Tips from writers: Roald Dahl

Welcome to the first instalment in my new series on writing where I’ll pick a writer, research their tips and advice, and then bring my findings to you here. I thought to myself where better to begin than with one of my favourite authors, so today the spotlight falls on Roald Dahl.

Happy reading!

Roald Dahl - Books, Characters & Death - Biography

The bulk of my research came from The Official Roald Dahl Website which I really recommend having a look at if you haven’t already, it has lots of really interesting articles.

All images sourced from Google.

Author Bio

Roald Dahl (1916-1990) was a British writer. Perhaps best known for his children’s books he was also an adult literature writer, screen writer and a fighter pilot in the Second World War.

Writing tips

“You should have a lively imagination” 

This was the first tip that I came across and I love it because it’s so important yet so easily forgotten. Whilst there are many important aspects of writing the crux of it is imagination because it is from there that a story is born. 

“You should be able to write well. By that I mean you should be able to make a scene come alive in the reader’s mind”

Another important point; I have read many books with a wonderful plot but which I have not enjoyed because they simply haven’t been written well. 


I know from many projects that I have started that stamina is key. It’s an area that I unfortunately lack in. I start off strong but then I struggle to maintain the stamina to see a project through to completion.

“be a perfectionist”

In this sense I think being a perfectionist is a great thing. Whilst editing and rewriting over and over can be disheartening at times, the end result will be a piece that brings such a sense of pride and achievement. 

“have strong self-discipline”

How easy is it to make excuses of being too busy or too tired?! A good writer will find the time to write without needing somebody else to make them do it. 

“a keen sense of humour”

Dahl stated this is “not essential for writing for grown-ups, but for children, it’s vital.” I would say it helps in general for any writer to have a good sense of humour whether their audience is an adult or a child.


This is so important. A writer will always be judged, or rather their work will be, and so a sense of modesty is vital in order to be able to accept the inevitable criticism.

Seven lessons from Roald Dahl on how to be productive | British ...

Further research

The above points were the seven writing tips that Roald Dahl put forward when he was asked specifically about this topic. He did however, share so much more advice and wisdom with how to approach writing, his own routines and habits, and what generated success for him in various conversations and interviews.

Roald Dahl described writing a book as “a very long slow process”. He likened it to walking in nature and “getting different views of the same landscape” until eventually the view will be a completed book. Of course this can be attributed to any writing, not just a book. I have found this fits with many, if not all of my blog posts. I write, edit, write, delete parts etc until I eventually have a post that I am happy to publish. 

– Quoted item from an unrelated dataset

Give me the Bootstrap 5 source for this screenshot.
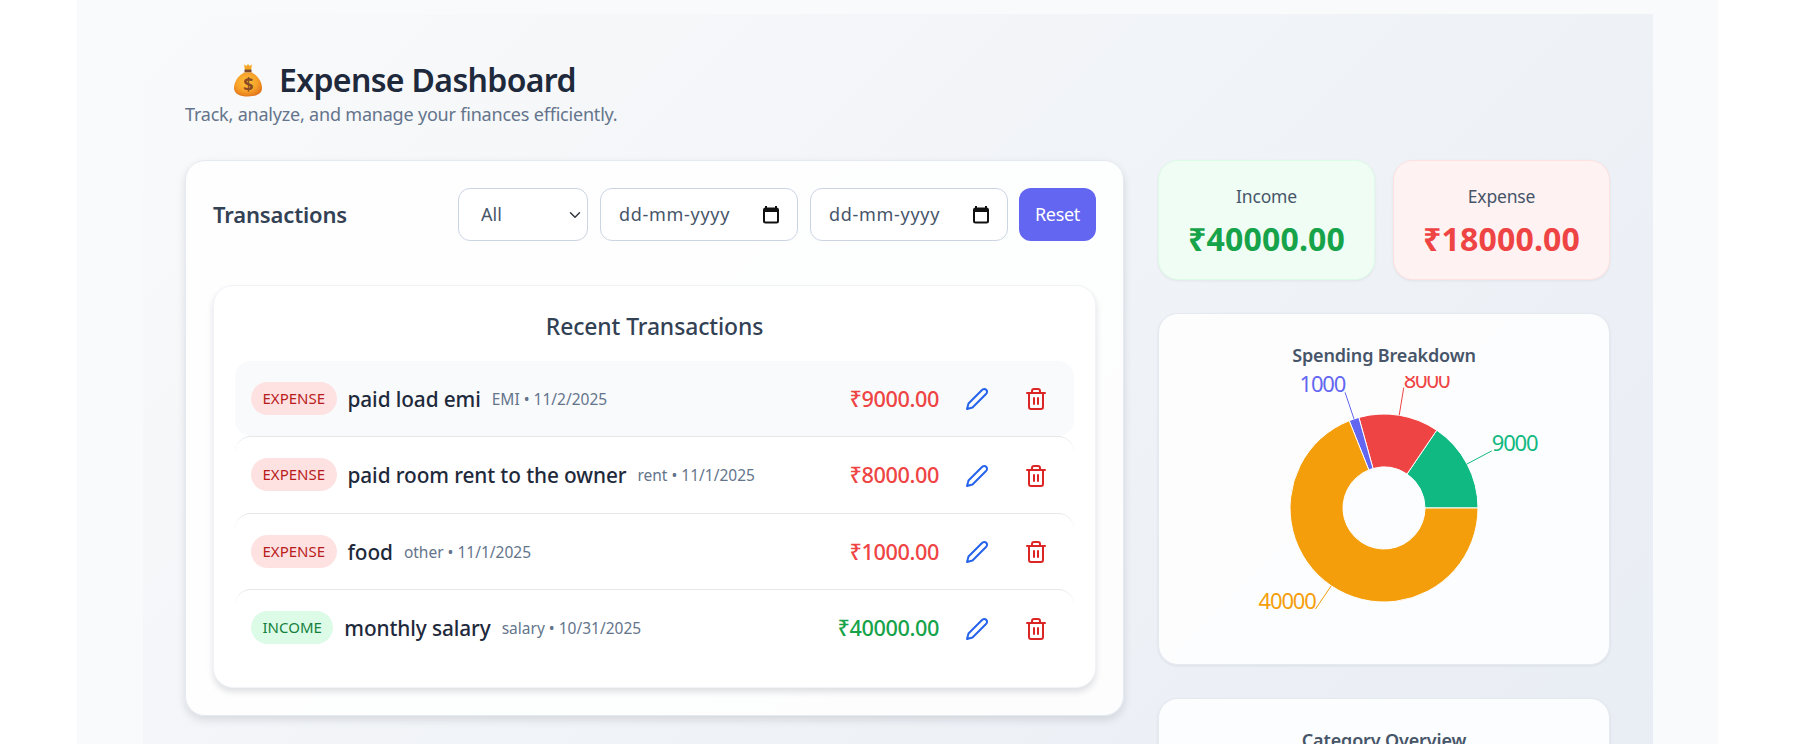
<!DOCTYPE html>
<html lang="en">
<head>
    <meta charset="UTF-8">
    <meta name="viewport" content="width=device-width, initial-scale=1.0">
    <title>Expense Dashboard</title>
    <link href="https://cdn.jsdelivr.net/npm/bootstrap@5.3.0/dist/css/bootstrap.min.css" rel="stylesheet">
    <style>
        html { overflow: hidden; }
        body {
            background-color: #ffffff;
            font-family: "Noto Sans", "Open Sans", sans-serif;
            color: #1e293b;
        }
        .page-outer {
            width: 1641px;
            margin: 0 0 0 77px;
            padding: 14px 65px 0 66px;
            background-color: #f9fafb;
        }
        .page-inner {
            padding: 43px 43px 40px 42px;
            background: linear-gradient(135deg, #f9fafb 0%, #e6ebf3 100%);
        }
        .dash-title {
            font-size: 32px;
            font-weight: 600;
            line-height: 45px;
            margin: 0 0 0 48px;
            letter-spacing: -0.65px;
            color: #1e293b;
        }
        .dash-sub {
            font-size: 18px;
            line-height: 24px;
            color: #64748b;
            margin: 0 0 34px 0;
            letter-spacing: -0.2px;
        }
        .bag-icon { width: 30px; height: 34px; }
        .dash-grid {
            display: grid;
            grid-template-columns: 939px 452px;
            gap: 34px;
            align-items: start;
        }
        .panel {
            background-color: rgba(255, 255, 255, 0.85);
            border: 1px solid #e5e9f0;
            border-radius: 20px;
        }
        .panel-main {
            padding: 27px;
            box-shadow: 0 4px 8px rgba(15, 23, 42, 0.12);
        }
        .panel-head { margin-bottom: 44px; height: 53px; }
        .panel-head h2 { font-size: 22px; font-weight: 600; color: #334155; margin: 0; letter-spacing: -0.15px; }
        .filter-wrap { gap: 12px; }
        .filter-select, .filter-date {
            height: 53px;
            margin: 0;
            background-color: #fff;
            border: 1px solid #cbd5e1;
            border-radius: 12px;
            font-size: 18px;
            color: #475569;
        }
        .filter-select {
            width: 130px;
            padding: 0 0 0 22px;
            background-position: right 4px center;
        }
        .filter-date {
            width: 198px;
            padding: 0 16px 0 18px;
        }
        .filter-date span { letter-spacing: .7px; }
        .reset-btn {
            width: 77px;
            height: 53px;
            margin-left: -1px;
            background-color: #6366f1;
            border: 0;
            border-radius: 12px;
            color: #fff;
            font-size: 18px;
            letter-spacing: -0.3px;
            padding: 0;
        }
        .list-box {
            background-color: #fff;
            border: 1px solid #f1f3f7;
            border-radius: 20px;
            padding: 27px 21px 21px;
            box-shadow: 0 4px 6px rgba(15, 23, 42, 0.13);
        }
        .list-box h3 {
            font-size: 22.9px;
            font-weight: 500;
            line-height: 28px;
            color: #334155;
            text-align: center;
            margin: 0 0 20px;
            letter-spacing: -0.1px;
        }
        .tx-row {
            height: 76.5px;
            padding: 0 14px 0 16px;
            border-top: 1px solid #e5e7eb;
            border-radius: 16px;
        }
        .tx-row:first-child { background-color: #f8fafc; border-top: 0; height: 75px; }
        .tx-pill {
            height: 33px;
            line-height: 33px;
            padding: 0 11.5px;
            border-radius: 17px;
            font-size: 15px;
        }
        .pill-exp { background-color: #fee2e2; color: #b91c1c; }
        .pill-inc { background-color: #dcfce7; color: #15803d; }
        .tx-name { font-size: 20.8px; font-weight: 500; color: #1e293b; letter-spacing: -0.1px; margin-left: 11px; padding-top: 2px; }
        .tx-meta { font-size: 15.5px; color: #64748b; margin-left: 11px; padding-top: 2px; }
        .tx-amount { font-size: 21.7px; font-weight: 500; letter-spacing: -0.4px; margin-right: 13.5px; padding-top: 2px; }
        .amt-exp { color: #ef4444; }
        .amt-inc { color: #16a34a; }
        .icon-btn {
            width: 48px;
            height: 44px;
            padding: 0;
            border: 0;
            background: transparent;
        }
        .icon-btn svg { width: 24px; height: 24px; fill: none; stroke-width: 2; stroke-linecap: round; stroke-linejoin: round; }
        .icon-edit svg { stroke: #2563eb; }
        .icon-del { margin-left: 11.5px; }
        .icon-del svg { stroke: #dc2626; }
        .side-col { display: flex; flex-direction: column; gap: 33px; }
        .stat-row { display: grid; grid-template-columns: 217px 217px; gap: 18px; }
        .stat-box {
            height: 120px;
            padding-top: 21px;
            text-align: center;
            border-radius: 20px;
            box-shadow: 0 1px 3px rgba(15, 23, 42, 0.06);
        }
        .stat-inc { background-color: #f0fdf4; border: 1px solid #dcfce7; }
        .stat-exp { background-color: #fef2f2; border: 1px solid #fee2e2; }
        .stat-label { font-size: 17.5px; line-height: 28px; color: #475569; letter-spacing: -0.2px; }
        .stat-value { font-size: 32px; line-height: 42px; font-weight: 700; margin-top: 8px; letter-spacing: 0.2px; }
        .chart-box {
            height: 352px;
            box-shadow: 0 1px 3px rgba(15, 23, 42, 0.08);
            padding-top: 27px;
        }
        .chart-box h4 {
            font-size: 18px;
            line-height: 28px;
            font-weight: 600;
            color: #475569;
            text-align: center;
            margin: 0;
            letter-spacing: -0.15px;
        }
        .donut { display: block; width: 450px; height: 280px; margin-top: 7px; overflow: hidden; }
        .donut text { font-size: 22px; font-weight: 400; letter-spacing: -1.2px; }
    </style>
</head>
<body>
    <div class="page-outer">
        <div class="page-inner">
            <h1 class="dash-title d-flex align-items-center gap-3">
                <svg class="bag-icon" viewBox="0 0 30 34" aria-hidden="true">
                    <defs>
                        <radialGradient id="bagFill" cx="45%" cy="40%" r="65%">
                            <stop offset="0" stop-color="#fdc43c"/>
                            <stop offset=".6" stop-color="#f7a028"/>
                            <stop offset="1" stop-color="#e0701a"/>
                        </radialGradient>
                    </defs>
                    <path d="M11 1.5l2.5 1.6L15 1l1.500 2.100L19 1.500 18 7h-6z" fill="#f5a623"/>
                    <path d="M11.500 6.500h7v3h-7z" fill="#7a4a2a"/>
                    <path d="M11 9.500C5 13 1 19 1 25c0 6 6 8.500 14 8.500S29 31 29 25c0-6-4-12-10-15.500z" fill="url(#bagFill)"/>
                    <text x="15" y="28" text-anchor="middle" font-size="18" font-weight="700" fill="#8a4a24">$</text>
                </svg>
                Expense Dashboard
            </h1>
            <p class="dash-sub">Track, analyze, and manage your finances efficiently.</p>

            <div class="dash-grid">
                <div class="panel panel-main">
                    <div class="panel-head d-flex justify-content-between align-items-center">
                        <h2>Transactions</h2>
                        <div class="d-flex filter-wrap">
                            <select class="form-select filter-select" aria-label="Type">
                                <option>All</option>
                                <option>Income</option>
                                <option>Expense</option>
                            </select>
                            <label class="filter-date d-flex align-items-center justify-content-between">
                                <span>dd-mm-yyyy</span>
                                <svg width="20" height="20" viewBox="0 0 20 20"><path d="M5 1v3M15 1v3" stroke="#111" stroke-width="2"/><rect x="3" y="3.500" width="14" height="14" rx="1.500" fill="none" stroke="#111" stroke-width="2"/><rect x="3" y="3.500" width="14" height="3.500" fill="#111"/></svg>
                            </label>
                            <label class="filter-date d-flex align-items-center justify-content-between">
                                <span>dd-mm-yyyy</span>
                                <svg width="20" height="20" viewBox="0 0 20 20"><path d="M5 1v3M15 1v3" stroke="#111" stroke-width="2"/><rect x="3" y="3.500" width="14" height="14" rx="1.500" fill="none" stroke="#111" stroke-width="2"/><rect x="3" y="3.500" width="14" height="3.500" fill="#111"/></svg>
                            </label>
                            <button class="btn reset-btn" type="button">Reset</button>
                        </div>
                    </div>

                    <div class="list-box">
                        <h3>Recent Transactions</h3>
                        <div id="txList"></div>
                    </div>
                </div>

                <div class="side-col">
                    <div class="stat-row">
                        <div class="stat-box stat-inc">
                            <div class="stat-label">Income</div>
                            <div class="stat-value amt-inc">₹40000.00</div>
                        </div>
                        <div class="stat-box stat-exp">
                            <div class="stat-label">Expense</div>
                            <div class="stat-value amt-exp">₹18000.00</div>
                        </div>
                    </div>
                    <div class="panel chart-box">
                        <h4>Spending Breakdown</h4>
                        <svg class="donut" id="donut" viewBox="0 0 450 280"></svg>
                    </div>
                    <div class="panel chart-box">
                        <h4>Category Overview</h4>
                    </div>
                </div>
            </div>
        </div>
    </div>

    <script src="https://cdn.jsdelivr.net/npm/bootstrap@5.3.0/dist/js/bootstrap.bundle.min.js"></script>
    <script>
        const transactions = [
            { type: 'expense', name: 'paid load emi', meta: 'EMI • 11/2/2025', amount: '₹9000.00' },
            { type: 'expense', name: 'paid room rent to the owner', meta: 'rent • 11/1/2025', amount: '₹8000.00' },
            { type: 'expense', name: 'food', meta: 'other • 11/1/2025', amount: '₹1000.00' },
            { type: 'income', name: 'monthly salary', meta: 'salary • 10/31/2025', amount: '₹40000.00' }
        ];

        // Zeilen der Liste
        document.getElementById('txList').innerHTML = transactions.map(t => {
            const exp = t.type === 'expense';
            return `<div class="tx-row d-flex align-items-center">
                <span class="tx-pill ${exp ? 'pill-exp' : 'pill-inc'}">${t.type.toUpperCase()}</span>
                <span class="tx-name">${t.name}</span>
                <span class="tx-meta">${t.meta}</span>
                <span class="tx-amount ms-auto ${exp ? 'amt-exp' : 'amt-inc'}">${t.amount}</span>
                <button class="icon-btn icon-edit" type="button" aria-label="Edit"><svg viewBox="0 0 24 24"><path d="M17 3a2.850 2.830 0 1 1 4 4L7.500 20.500 2 22l1.500-5.500Z"/></svg></button>
                <button class="icon-btn icon-del" type="button" aria-label="Delete"><svg viewBox="0 0 24 24"><path d="M3 6h18"/><path d="M19 6v14c0 1-1 2-2 2H7c-1 0-2-1-2-2V6"/><path d="M8 6V4c0-1 1-2 2-2h4c1 0 2 1 2 2v2"/><path d="M10 11v6"/><path d="M14 11v6"/></svg></button>
            </div>`;
        }).join('');

        // Donut
        const slices = [
            { value: 9000, color: '#10b981' },
            { value: 8000, color: '#ef4444' },
            { value: 1000, color: '#6366f1' },
            { value: 40000, color: '#f59e0b' }
        ];
        const total = slices.reduce((s, d) => s + d.value, 0);
        const cx = 225, cy = 132, outer = 94, inner = 41, labelR = 122;
        const pt = (r, a) => [cx + r * Math.cos(a), cy - r * Math.sin(a)].map(n => n.toFixed(2)).join(' ');
        let start = 0, svg = '';
        slices.forEach(d => {
            const sweep = d.value / total * 2 * Math.PI;
            const end = start + sweep, mid = start + sweep / 2;
            const large = sweep > Math.PI ? 1 : 0;
            svg += `<path d="M${pt(outer, start)} A${outer} ${outer} 0 ${large} 0 ${pt(outer, end)} L${pt(inner, end)} A${inner} ${inner} 0 ${large} 1 ${pt(inner, start)} Z" fill="${d.color}" stroke="#fff" stroke-width="1"/>`;
            svg += `<path d="M${pt(outer, mid)} L${pt(labelR, mid)}" stroke="${d.color}" fill="none"/>`;
            const lp = pt(labelR, mid).split(' ');
            svg += `<text x="${lp[0]}" y="${lp[1]}" fill="${d.color}" text-anchor="${Math.cos(mid) > 0 ? 'start' : 'end'}">${d.value}</text>`;
            start = end;
        });
        document.getElementById('donut').innerHTML = svg;
    </script>
</body>
</html>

For Dahl a book begins with a “tiny little seed of an idea” which must immediately be written down because it “disappears otherwise rather like a dream”. However, he didn’t write up every idea that he had because committing to a writing project is a big decision. Instead he would “walk around it and look at it and sniff it” before deciding whether it was a viable idea after all. 

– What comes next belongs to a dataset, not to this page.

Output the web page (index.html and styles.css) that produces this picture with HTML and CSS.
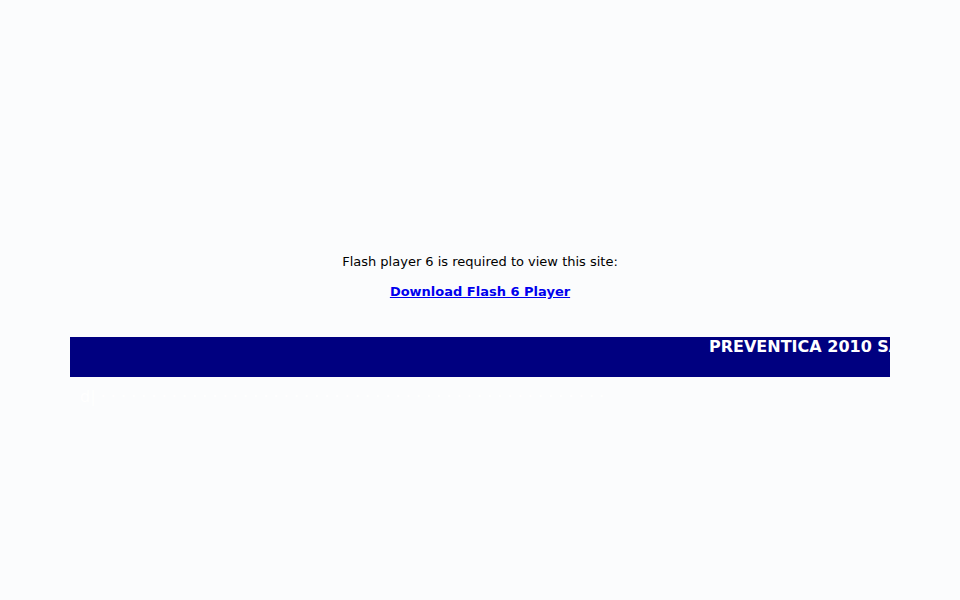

Dahl stuck to the same straightforward routine when it came to writing. He only wrote in two hour stretches because “after about two hours you are not at your highest peak of concentration”. Whether he was writing well or not he stuck to this time frame. His opinion was that “you have to keep your bottom on the chair and stick it out” either way. It’s far too easy for walking away to become a frequent habit. 

He also thought it important to stop writing before the end of a chapter because “if you stop when you’re stuck you’re in trouble”. For him it was vital to return to writing with the flow already established so he was excited and aware of where the story was going.

All quotations taken from audio clips on The Official Roald Dahl Website (link to website can be found above).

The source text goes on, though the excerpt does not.